舞城王太郎阿修羅ガール」。これは賛否両論だろうな。この文体を受け入れられる人と受け入れられない人。とことん、登場人物に語らせる。時にはポイントを上げたゴチックも使う。こんなの文学じゃない。いやいや、見た目だけで判断してはいけない。いきなりセックスしてるし、変な怪物は出てくるし、≪天の声≫と名を変えているけれども読めばすぐに2ちゃんってわかる。2ちゃん用語も連発。言葉ってコミュニケーションの道具。その前提として相互に明確なルールが存在しなければ意思の伝達はできない。受け入れられない人は、このルールが理解できないんだろう。それはもっともだ。一部だけにしか分からない言葉を使っても万人には伝わらない。本質的にこのどん語日記と大差ない。だから読んでいてイヤになってきた。自分の文章を読んでいるみたいなんや。意味不明。突然、祭りは始まるし、グッチ裕三とか出てくるし。数十年もしたらここの部分、注釈が必要になるだろうな、当時のあまり売れないコメディアンとか。でも、読み進めていくとそのアルマゲドンも≪天の声≫も必要だったことがわかる。これがなくては成立しない。存在とは何か。難しく考える必要はないんだ。自分の思うまま生きればいい。それが自分なんだ。
ちょっと設定に失敗しているのは否めない。最も致命的なのは、女子高生である愛子。後半に活躍する桜月淡雪に言わせると「想像力が貧困」だから「もうちょっといろんな本とか読んだりしたほうがいいね」っていうぐらい浅はかな普通の、いや、頭の悪い、セックスしか考えられない女子高生、が、だ。魂の状態であるとはいえ、何で突如にデカルトが出てくる? 読んでないだろ。授業だって聞いてないだろ。

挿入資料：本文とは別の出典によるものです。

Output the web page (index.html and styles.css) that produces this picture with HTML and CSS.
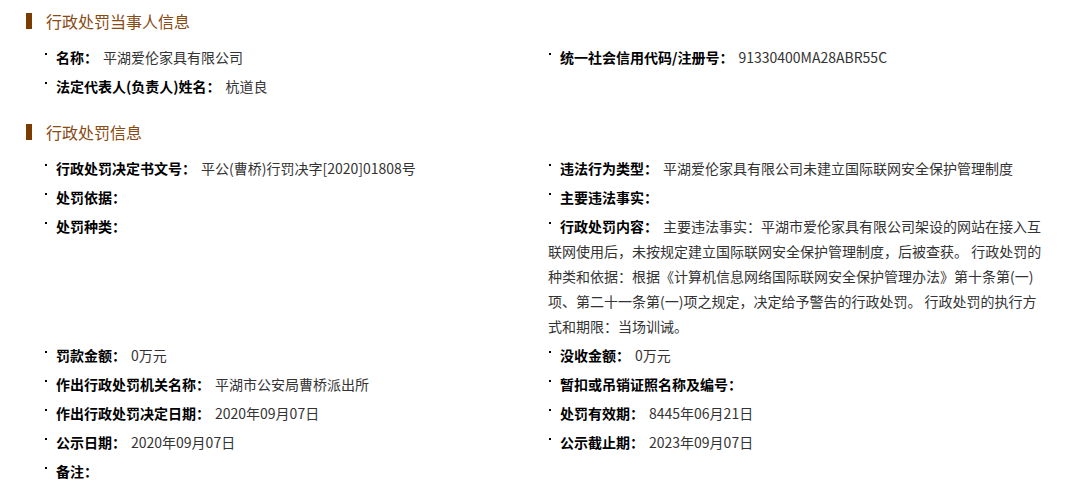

他のところは些細なことなので突っ込まない。でも、それを抜きにしても、なるほど評価されるには理由がある。こんなヘンテコな文章しか書けないと思いきや、一緒に収録されている「川を泳いで渡る蛇」を読めば、実はこちらが本当の文体だとわかる。「阿修羅ガール」は意識して作られた文体だったんだと。こちらは神の存在について。僕は神は信じない。神がいれば馬券が外れるなんてあり得ない。馬頭観音にお賽銭を投げ入れて「馬券が当たりますように」ってやればみんな的中。そんなこと、絶対にないし。でも、結論は同じ。自分の力で生きていくしかない。神がいても無力。不完全な神。手足がない蛇に喩えられる。そこには暗闇の多摩川が描かれている。でも、同じ多摩川の、同じ場所でも見る位置、時間によってその姿は全く変わるのだ。でもやっぱりそこにあるのは同じ多摩川。彼は朝の光の中に神が見えたか? 僕には見えない。そこにあるのは現実なのだ。僕は三途の川に擬せられた野川を越えてやってきた。神の渡る多摩川も見た。それでも、神が見えるようになるまではまだ時間が必要なのか? つらいのお。生きぃよお。ホンマやで。